一个作者从青年到老年与一家刊物持续不断的交往,这绝对是人生的一个缘分。人与刊的相处,自然也会日久生情的。清点了一下,25年里我总共在41期的《厦门文学》上发表了作品,分翻译、小说、散文和纪实文学四大块,见证了《厦门文学》也回顾了自己走过的路。留在这曲曲弯弯的小路上有泥泞也有青青芳草,有坎坷也有鲜花摇曳,或进步,或退步,或原地踏步踏,反正生命在于运动。回眸之后,也难免伤感,一个作者也好,一家刊物也罢,要想真的突破自己,谈何容易?!个中有多少经验与教训,多少无奈与感叹,但也有值得欣慰和无怨甚至是沾沾自喜的,毕竟痴情地坚持了下来!而痴情本身就是一种幸福一种境界!

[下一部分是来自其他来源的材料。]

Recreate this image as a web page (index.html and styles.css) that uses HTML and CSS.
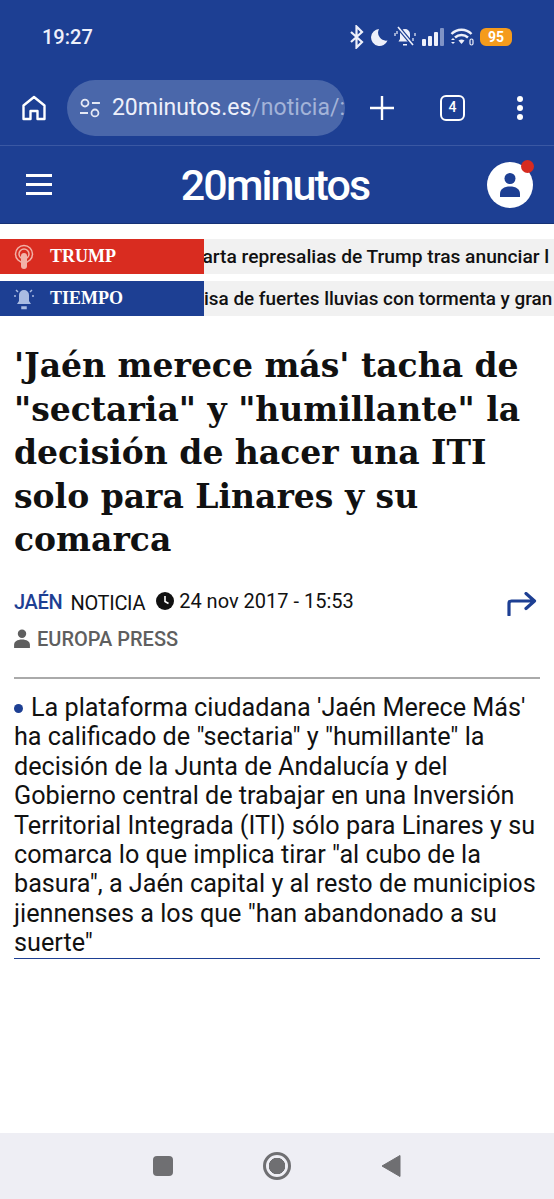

在厦门文学界,我是我行我素的另类,是独行侠,我承认我不是最好的作者,但我是一流的挑剔者,每次座谈我总是以尖锐尖酸尖刻无所不用其极,彭一万先生曾咬牙切齿地“咒骂”道:“郑启五是厦门首屈一指的挑剔鬼!”然而此时此刻,面对这家年过半百的纯文学刊物,依凭体制的点滴和编辑的热情用心而得以维系,挑剔鬼无言以对,能挣扎到数码和网络的今天,已经有多么的不容易了!